Under the "Cooling-Off Rule," the salesperson must inform buyers about their right to cancel the transaction at the time of sale. They are required to give a buyer two copies of a cancellation form (one to keep and one to send) and a copy of the contract or receipt. The contract or receipt should be dated, show the name and address of the seller, and explain the buyer's right to cancel the sale. The contract or receipt must be in the same language that is used in the sales presentation.
Biggest Myth About the Rule
One of the biggest myths about the "Cooling-Off Rule" is regarding the purchase of a motor vehicle. Many people believe that the Rule means that they can buy a car, try it out for three days, then return it for a full refund, when actually the opposite is true. The "Cooling-Off Rule" does not apply to the sale of motor vehicles sold at temporary locations as long as the seller has a permanent place where they do business.
Other Exceptions to the Rule
Some types of sales cannot be canceled even if they do occur in locations normally covered by the Rule. The Cooling-Off Rule does not cover:
- Sales under $25 made at the buyer's home.
- Sales under $130 made at a temporary location.
- A sale of goods or services not primarily intended for personal, family or household purposes. The Rule applies to courses of instruction or training.
- Sales made entirely online, by mail, or by telephone.
- Sales that are the result of prior negotiations at the seller's permanent business location where the goods are sold regularly.
- A sale purchased to meet an emergency.
- A sale that is made as part of your request for the seller to do repairs or maintenance on your personal property (purchases made beyond the maintenance or repair request are covered).
- Sales of real estate, insurance, or securities.
- Sales of automobiles, vans, trucks, or other motor vehicles sold at temporary locations, provided the seller has at least one permanent place of business.
- Sales of arts or crafts sold at fairs or locations such as shopping malls, civic centers, and schools.
How to Cancel
To cancel a sale, sign and date one copy of the cancellation form. Mail it to the address given for the cancellation, making sure the envelope is postmarked before midnight of the third business day after the contract date. (Saturday is considered a business day. Sundays and federal holidays are not business days.
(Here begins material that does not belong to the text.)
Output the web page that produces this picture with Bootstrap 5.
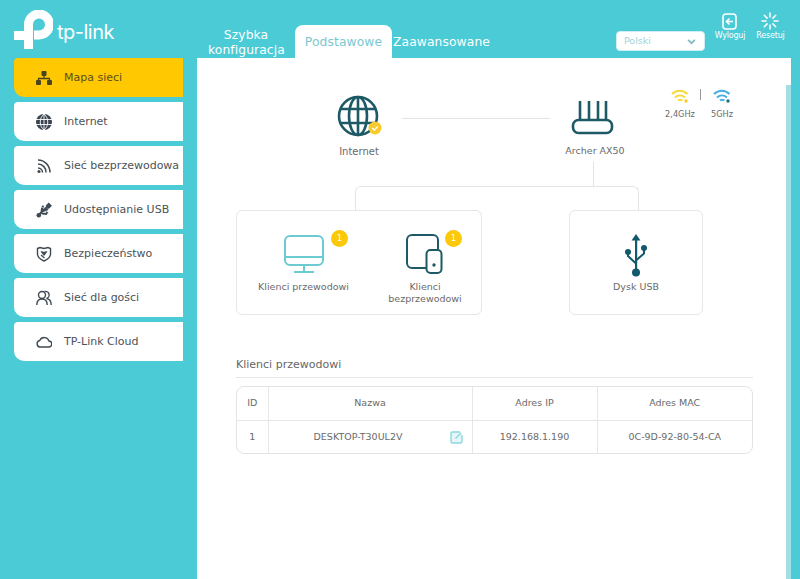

Because proof of the mailing date and proof of receipt are important, consider sending the cancellation form by certified mail so you can get a return receipt. Or, consider hand delivering the cancellation notice before midnight of the third business day. Keep the other copy of the cancellation form for your records.
If the seller did not give cancellation forms, you can write your own cancellation letter. It must be postmarked within three business days of the sale.
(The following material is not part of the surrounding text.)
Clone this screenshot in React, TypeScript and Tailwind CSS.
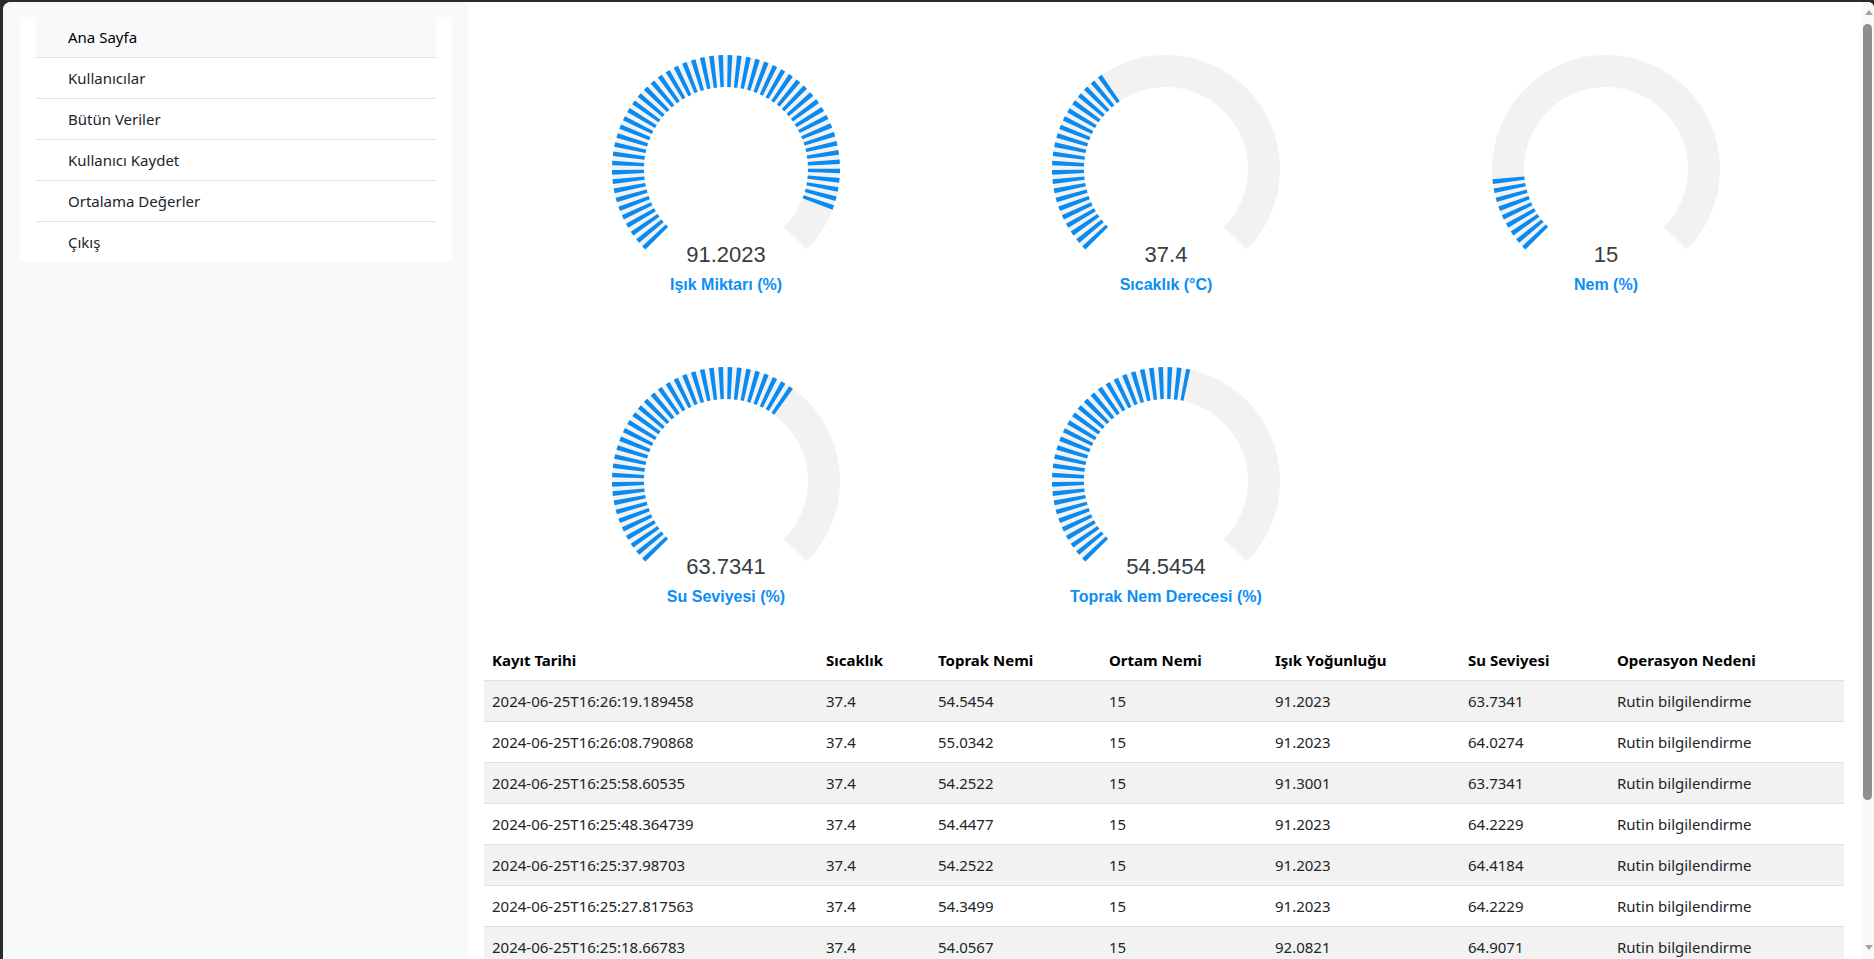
import type { ReactNode } from "react";

const menu = [
  "Ana Sayfa",
  "Kullanıcılar",
  "Bütün Veriler",
  "Kullanıcı Kaydet",
  "Ortalama Değerler",
  "Çıkış",
];

const gauges = [
  { value: 91.2023, label: "Işık Miktarı (%)" },
  { value: 37.4, label: "Sıcaklık (°C)" },
  { value: 15, label: "Nem (%)" },
  { value: 63.7341, label: "Su Seviyesi (%)" },
  { value: 54.5454, label: "Toprak Nem Derecesi (%)" },
];

const columns = [
  "Kayıt Tarihi",
  "Sıcaklık",
  "Toprak Nemi",
  "Ortam Nemi",
  "Işık Yoğunluğu",
  "Su Seviyesi",
  "Operasyon Nedeni",
];

const rows = [
  ["2024-06-25T16:26:19.189458", "37.4", "54.5454", "15", "91.2023", "63.7341"],
  ["2024-06-25T16:26:08.790868", "37.4", "55.0342", "15", "91.2023", "64.0274"],
  ["2024-06-25T16:25:58.60535", "37.4", "54.2522", "15", "91.3001", "63.7341"],
  ["2024-06-25T16:25:48.364739", "37.4", "54.4477", "15", "91.2023", "64.2229"],
  ["2024-06-25T16:25:37.98703", "37.4", "54.2522", "15", "91.2023", "64.4184"],
  ["2024-06-25T16:25:27.817563", "37.4", "54.3499", "15", "91.2023", "64.2229"],
  ["2024-06-25T16:25:18.66783", "37.4", "54.0567", "15", "92.0821", "64.9071"],
];

// radial gauge, 270° sweep starting bottom-left, dashed fill like the apex "stroked gauge"
function Gauge({ value, label }: { value: number; label: string }) {
  const cx = 220;
  const cy = 151;
  const r = 98;
  const pt = (deg: number) => {
    const a = (deg * Math.PI) / 180;
    return [cx + r * Math.sin(a), cy - r * Math.cos(a)];
  };
  const arc = (a0: number, a1: number) => {
    const [x0, y0] = pt(a0);
    const [x1, y1] = pt(a1);
    const large = a1 - a0 > 180 ? 1 : 0;
    return `M ${x0} ${y0} A ${r} ${r} 0 ${large} 1 ${x1} ${y1}`;
  };
  const end = -135 + (270 * value) / 100;

  return (
    <svg width="440" height="312" viewBox="0 0 440 312">
      <path d={arc(-135, 135)} fill="none" stroke="#f2f2f2" strokeWidth="32" />
      <path
        d={arc(-135, end)}
        fill="none"
        stroke="#0b8bef"
        strokeWidth="32"
        strokeDasharray="4 4"
      />
      <text
        x={cx}
        y={244}
        textAnchor="middle"
        fontFamily="'Liberation Sans', Arial, sans-serif"
        fontSize="22"
        fill="#373d3f"
      >
        {value}
      </text>
      <text
        x={cx}
        y={272}
        textAnchor="middle"
        fontFamily="'Liberation Sans', Arial, sans-serif"
        fontSize="16"
        fontWeight="700"
        fill="#0b8ef5"
      >
        {label}
      </text>
    </svg>
  );
}

function Cell({ children, bold }: { children: ReactNode; bold?: boolean }) {
  return (
    <div className={`flex items-center px-2 ${bold ? "font-bold text-black" : "text-[#212529]"}`}>
      {children}
    </div>
  );
}

const grid =
  "grid h-[41px] grid-cols-[334px_112px_171px_166px_193px_149px_235px] border-b border-[#dee2e6]";

export default function App() {
  return (
    <div className="h-[959px] w-[1874px] overflow-hidden bg-[#2b2b2b] pl-[3px] pt-[2px] font-['Noto_Sans',sans-serif] text-[15px]">
      <div className="flex h-[957px] overflow-hidden rounded-tl-[8px] rounded-tr-[6px] bg-white">
        <aside className="w-[465px] shrink-0 bg-[#f8f9fa] pl-[17px] pt-[15px]">
          <div className="w-[432px] bg-white px-4">
            {menu.map((m, i) => (
              <div
                key={m}
                className={`flex items-center pl-8 text-[#212529] ${
                  i === menu.length - 1 ? "h-[40px]" : "h-[41px] border-b border-[#dee2e6]"
                } ${i === 0 ? "bg-[#f8f9fa] text-black" : ""}`}
              >
                {m}
              </div>
            ))}
          </div>
        </aside>

        <main className="w-[1394px] shrink-0 px-4 pt-4">
          <div className="grid grid-cols-[repeat(3,440px)] pl-[22px]">
            {gauges.map((g) => (
              <div key={g.label} className="h-[312px]">
                <Gauge value={g.value} label={g.label} />
              </div>
            ))}
          </div>

          <div className="-mt-0.5 w-[1360px]">
            <div className={grid}>
              {columns.map((c) => (
                <Cell key={c} bold>
                  {c}
                </Cell>
              ))}
            </div>
            {rows.map((r, i) => (
              <div key={r[0]} className={`${grid} ${i % 2 === 0 ? "bg-[#f2f2f2]" : "bg-white"}`}>
                {r.map((v, j) => (
                  <Cell key={j}>{v}</Cell>
                ))}
                <Cell>Rutin bilgilendirme</Cell>
              </div>
            ))}
          </div>
        </main>

        <div className="relative w-[12px] shrink-0 bg-[#fafafa]">
          <div className="absolute left-[3px] top-[8px] h-0 w-0 border-x-[4px] border-b-[5px] border-x-transparent border-b-[#a3a3a3]" />
          <div className="absolute left-[1px] top-[22px] h-[776px] w-[9px] rounded-full bg-[#8f8f8f]" />
          <div className="absolute bottom-[9px] left-[3px] h-0 w-0 border-x-[4px] border-t-[5px] border-x-transparent border-t-[#a3a3a3]" />
        </div>
      </div>
    </div>
  );
}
You do not have to give a reason for canceling your purchase. You have a right to change your mind.
Seller Rights With Canceled Sales
If you cancel your purchase, the seller has 10 days to:
- Cancel and return any check you signed.
- Refund all your money and tell you whether any product you still have will be picked up, and return any trade-in.
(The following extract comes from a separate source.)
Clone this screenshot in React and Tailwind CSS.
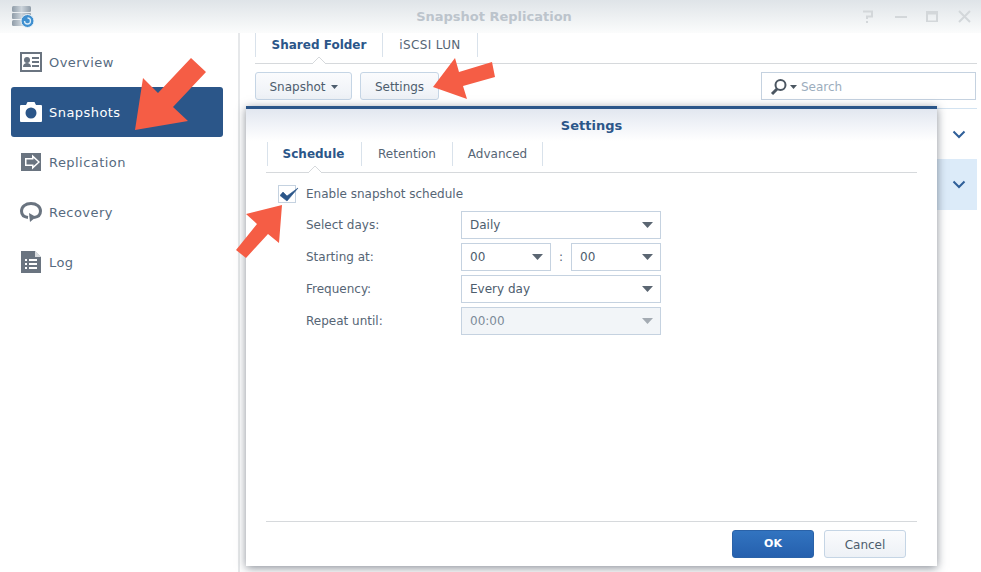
const font = { fontFamily: '"DejaVu Sans", Verdana, sans-serif' };

function Arrow({ points, x, y, w, h }) {
  return (
    <svg className="absolute z-20" style={{ left: x, top: y }} width={w} height={h} viewBox={`${x} ${y} ${w} ${h}`}>
      <polygon points={points} fill="#f55d45" />
    </svg>
  );
}

function OverviewIcon() {
  return (
    <svg width="22" height="20" viewBox="0 0 22 20">
      <path fillRule="evenodd" fill="#6a7480" d="M0 0h22v20H0zM2 2v16h18V2z" />
      <circle cx="7" cy="8" r="3" fill="#6a7480" />
      <path fill="#6a7480" d="M3 15c0-3 2-4 4-4s4 1 4 4zM12 5h7v2h-7zM12 9h7v2h-7zM12 13h7v2h-7z" />
    </svg>
  );
}
function CameraIcon() {
  return (
    <svg width="22" height="20" viewBox="0 0 22 20">
      <path fill="#fff" fillRule="evenodd" d="M1 3h5l1.500-3h7L16 3h5a1 1 0 0 1 1 1v15a1 1 0 0 1-1 1H1a1 1 0 0 1-1-1V4a1 1 0 0 1 1-1zM11 5.500a5.500 5.500 0 1 0 0 11 5.500 5.500 0 0 0 0-11z" />
    </svg>
  );
}
function ReplicationIcon() {
  return (
    <svg width="20" height="18" viewBox="0 0 20 18">
      <path fill="#6a7480" d="M0 0h20v18H0z" />
      <path fill="#fff" fillRule="evenodd" d="M11 1.500v3.500H4v8h7v3.500L19 9zM12.500 5l4.500 4-4.500 4v-1.500H5.500v-5h7z" />
    </svg>
  );
}
function RecoveryIcon() {
  return (
    <svg width="22" height="20" viewBox="0 0 22 20">
      <path fill="none" stroke="#6a7480" strokeWidth="3" d="M8 15.500C4 15 1.500 12.500 1.500 9 1.500 4.500 5.500 1.500 11 1.500s9.500 3 9.500 7.500c0 3.500-2.500 6-6.500 6.500" />
      <path fill="#6a7480" d="M9 11l7 4-6 5z" />
    </svg>
  );
}
function LogIcon() {
  return (
    <svg width="20" height="22" viewBox="0 0 20 22">
      <path fill="#6a7480" fillRule="evenodd" d="M0 0h14l6 6v16H0zM4 8v2h2V8zM8 8v2h8V8zM4 12v2h2v-2zM8 12v2h8v-2zM4 16v2h2v-2zM8 16v2h8v-2z" />
      <path fill="#fff" d="M14 0v6h6z" fillOpacity="0.75" />
    </svg>
  );
}

function NavItem({ icon, label, active }) {
  return (
    <div className={`h-[50px] flex items-center rounded-[3px] pl-[9px] ${active ? "bg-[#2b5689] text-white" : "text-[#566a80]"}`}>
      <span className="w-[22px] flex justify-center shrink-0">{icon}</span>
      <span className="ml-[7px] mt-px text-[13px] tracking-[0.45px]">{label}</span>
    </div>
  );
}

function Chevron() {
  return (
    <svg width="14" height="9" viewBox="0 0 14 9">
      <path d="M1.500 1.500 7 7l5.500-5.500" fill="none" stroke="#2f5f99" strokeWidth="2" />
    </svg>
  );
}

function Caret({ dim }) {
  return (
    <svg width="14" height="7" viewBox="0 0 14 7" className="shrink-0">
      <path d="M0 0h11L5.500 6z" fill={dim ? "#a4abb3" : "#5b6672"} />
    </svg>
  );
}

function Select({ value, disabled, className }) {
  return (
    <div className={`h-7 border border-[#c5d2e0] flex items-center justify-between pl-[8px] pr-[4px] ${disabled ? "bg-[#f2f5f8] text-[#7d8b99]" : "bg-white text-[#4d5d6d]"} ${className}`}>
      <span>{value}</span>
      <Caret dim={disabled} />
    </div>
  );
}

function FormRow({ label, children }) {
  return (
    <div className="flex items-center h-7">
      <span className="w-[155px] text-[#566575]">{label}</span>
      {children}
    </div>
  );
}

function TabCaret() {
  return (
    <svg width="14" height="7" viewBox="0 0 14 7" className="absolute bottom-[-7px] left-1/2 -translate-x-1/2">
      <path d="M0 7 7 0l7 7" fill="#fff" stroke="#d6d9dc" />
    </svg>
  );
}

export default function App() {
  return (
    <div style={font} className="relative w-[981px] h-[572px] overflow-hidden bg-white text-xs">
      <header className="h-[33px] bg-gradient-to-b from-[#dfe4e8] to-[#fbfcfc] flex items-center pl-[12px] pr-[8px]">
        <svg width="22" height="22" viewBox="0 0 22 22" className="shrink-0 mt-[1px]">
          <defs>
            <linearGradient id="db" x1="0" y1="0" x2="1" y2="0">
              <stop offset="0" stopColor="#8f9ca8" />
              <stop offset="0.5" stopColor="#cdd5dc" />
              <stop offset="1" stopColor="#8f9ca8" />
            </linearGradient>
          </defs>
          <rect x="0" y="0" width="19" height="6" rx="1.500" fill="url(#db)" />
          <rect x="0" y="7" width="19" height="6" rx="1" fill="url(#db)" />
          <rect x="0" y="14" width="19" height="6" rx="1.500" fill="url(#db)" />
          <circle cx="15.500" cy="15" r="6.500" fill="#3f8fcf" stroke="#eaf2f8" />
          <path d="M12.500 15a3 3 0 1 0 3-3" fill="none" stroke="#d8ebf8" strokeWidth="1.300" />
        </svg>
        <div className="flex-1 text-center text-[13px] font-bold text-[#bcc4cc] pl-[93px]">Snapshot Replication</div>
        <div className="flex items-center gap-[16px]">
          <svg width="16" height="14" viewBox="0 0 16 14"><path d="M2 1.500h9v5H6V9M6 11v2" fill="none" stroke="#d3d7da" strokeWidth="2" /></svg>
          <svg width="16" height="14" viewBox="0 0 16 14"><path d="M2 6h12v2H2z" fill="#d3d7da" /></svg>
          <svg width="16" height="14" viewBox="0 0 16 14"><path d="M1 1h12v11H1zM3 4.500v6h8v-6z" fill="#d3d7da" fillRule="evenodd" /></svg>
          <svg width="16" height="14" viewBox="0 0 16 14"><path d="M2 1l11 11M13 1 2 12" stroke="#d3d7da" strokeWidth="2" /></svg>
        </div>
      </header>

      <div className="flex h-[539px]">
        <aside className="w-[240px] shrink-0 border-r-2 border-[#e6e8ea] pl-[11px] pr-[15px] pt-[4px]">
          <NavItem icon={<OverviewIcon />} label="Overview" />
          <NavItem icon={<CameraIcon />} label="Snapshots" active />
          <NavItem icon={<ReplicationIcon />} label="Replication" />
          <NavItem icon={<RecoveryIcon />} label="Recovery" />
          <NavItem icon={<LogIcon />} label="Log" />
        </aside>

        <main className="flex-1 pl-[15px] pr-[4px]">
          <div className="flex h-[31px] border-b border-[#d6d9dc]">
            <div className="relative h-[24px] w-[128px] flex items-center justify-center border-l border-r border-[#d9e2eb] font-bold text-[#2b5689]">
              Shared Folder
              <TabCaret />
            </div>
            <div className="h-[24px] w-[95px] flex items-center justify-center border-r border-[#d9e2eb] text-[#566575] tracking-[0.35px]">iSCSI LUN</div>
          </div>

          <div className="flex items-center justify-between mt-[8px]">
            <div className="flex gap-2">
              <button className="h-7 w-[97px] pt-px rounded-[3px] border border-[#c5d5e5] bg-gradient-to-b from-[#fafbfd] to-[#edf1f6] text-[#4d5d6d] flex items-center justify-center gap-[5px]">
                Snapshot
                <svg width="7" height="4" viewBox="0 0 7 4"><path d="M0 0h7L3.500 4z" fill="#4d5d6d" /></svg>
              </button>
              <button className="h-7 w-[79px] pt-px rounded-[3px] border border-[#c5d5e5] bg-gradient-to-b from-[#fafbfd] to-[#edf1f6] text-[#4d5d6d]">Settings</button>
            </div>
            <div className="h-7 w-[215px] mr-px pt-px border border-[#c5d2e0] flex items-center pl-[8px]">
              <svg width="18" height="18" viewBox="0 0 18 18" className="shrink-0">
                <circle cx="10.500" cy="7" r="5" fill="none" stroke="#4b5661" strokeWidth="2" />
                <path d="M7 11 2 16" stroke="#4b5661" strokeWidth="3" />
              </svg>
              <svg width="7" height="4" viewBox="0 0 7 4" className="ml-[2px]"><path d="M0 0h7L3.500 4z" fill="#4b5661" /></svg>
              <span className="ml-[4px] text-[#9cadbd]">Search</span>
            </div>
          </div>

          <div className="mt-[8px] border-t border-[#d3e3f1]">
            <div className="h-[50px] flex items-center justify-end pr-[11px]"><Chevron /></div>
            <div className="h-[51px] bg-[#dcebf9] flex items-center justify-end pr-[11px]"><Chevron /></div>
          </div>
        </main>
      </div>

      {/* Modal dialog overlaying the window */}
      <section className="absolute z-10 left-[246px] top-[106px] w-[691px] h-[460px] bg-white border-t-[3px] border-[#2b5689] shadow-[0_2px_9px_rgba(40,50,65,0.55)] flex flex-col">
        <div className="h-[32px] pt-[2px] shrink-0 bg-gradient-to-b from-[#e2e7f0] to-[#ffffff] flex items-center justify-center font-bold text-[13px] text-[#2b5689]">Settings</div>
        <div className="mx-[20px] flex h-[32px] shrink-0 border-b border-[#d6d9dc] pt-px">
          <div className="relative h-[24px] w-[95px] pr-[2px] ml-px flex items-center justify-center border-l border-r border-[#d9e2eb] font-bold text-[#2b5689]">
            Schedule
            <TabCaret />
          </div>
          <div className="h-[24px] w-[91px] flex items-center justify-center border-r border-[#d9e2eb] text-[#566575]">Retention</div>
          <div className="h-[24px] w-[90px] flex items-center justify-center border-r border-[#d9e2eb] text-[#566575]">Advanced</div>
        </div>

        <div className="flex-1 pl-[32px] pt-[12px]">
          <div className="flex items-center h-[18px]">
            <span className="relative w-[18px] h-[18px] border border-[#c5d2e0] shrink-0">
              <svg width="20" height="17" viewBox="0 0 20 17" className="absolute left-[1px] top-[-1px]">
                <path d="M0 10.500 3 7l4 4L18 3 7 16z" fill="#2b5689" stroke="#2b5689" strokeWidth="0.600" strokeLinejoin="round" />
              </svg>
            </span>
            <span className="ml-[10px] text-[#566575]">Enable snapshot schedule</span>
          </div>
          <div className="ml-[28px] mt-[8px] flex flex-col gap-1">
            <FormRow label="Select days:"><Select value="Daily" className="w-[200px]" /></FormRow>
            <FormRow label="Starting at:">
              <div className="flex items-center w-[200px]">
                <Select value="00" className="w-[90px]" />
                <span className="w-[20px] text-center text-[#566575]">:</span>
                <Select value="00" className="w-[90px]" />
              </div>
            </FormRow>
            <FormRow label="Frequency:"><Select value="Every day" className="w-[200px]" /></FormRow>
            <FormRow label="Repeat until:"><Select value="00:00" disabled className="w-[200px]" /></FormRow>
          </div>
        </div>

        <div className="mx-[20px] mb-[8px] h-[37px] pt-[8px] shrink-0 border-t border-[#d6d9dc] flex justify-end gap-[10px] pr-[11px]">
          <button className="w-[82px] h-7 pt-px rounded-[3px] border border-[#2a62a8] bg-gradient-to-b from-[#3274c0] to-[#2560ae] text-white font-bold text-[11px]">OK</button>
          <button className="w-[82px] h-7 pt-px rounded-[3px] border border-[#c5d5e5] bg-gradient-to-b from-[#fafbfd] to-[#edf1f6] text-[#4d5d6d]">Cancel</button>
        </div>
      </section>

      <Arrow x={130} y={55} w={80} h={80} points="135,130 143,78 158,93 191,58 206,72 173,107 188,121" />
      <Arrow x={430} y={55} w={70} h={48} points="433,87 455,58 459,72 492,62 495,77 463,86 467,99" />
      <Arrow x={232} y={202} w={54} h={60} points="282,205 246,214 257,224 236,250 246,258 268,234 279,243" />
    </div>
  );
}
Within 20 days, the seller must either pick up the items left with you or reimburse you for mailing expenses if you agreed to send back the items.
If you received any goods from the seller, you must make them available to the seller in a condition as good as when you received them. If you do not make the items available to the seller -- or if you agree to return the items but fail to -- you remain obligated under the contract.
If you have a complaint about sales practices that involve the Cooling-Off Rule, you can write to:
Consumer Response Center
Federal Trade Commission
Washington, DC 20580
You also may wish to contact a consumer protection office in your city, county, or state. Some state laws give you more rights than the FTC's Cooling-Off Rule, and some local consumer offices can help you resolve your complaint.
In addition, if you paid for your purchase with a credit card and a billing dispute arises about the purchase (for example, if the merchandise shipped was not what you ordered), you can notify the credit card company that you want to dispute the purchase.
Under the Fair Credit Billing Act, the credit card company must acknowledge your dispute in writing and conduct a reasonable investigation of your problem. You may withhold payment of the amount in dispute until the dispute is resolved. (You are still required to pay any part of your bill that is not in dispute.)
To protect your rights under the Fair Credit Billing Act, you must send a written notice about the problem to the credit card company at the address for billing disputes specified on your billing statement within 60 days after the first bill containing the disputed amount is mailed to you.
If the 60-day period has expired or if your dispute concerns the quality of the merchandise purchased, you may have other rights under the Act. If you have questions about the Fair Credit Billing Act, write for the free brochure called the "Fair Credit Billing" at:
Consumer Response Center
Federal Trade Commission,
Washington, DC 20580
The Rule's complete name and citation are: Rule Concerning Cooling-Off Period for Sales Made at Homes or at Certain Other Locations; 16 CFR Part 429.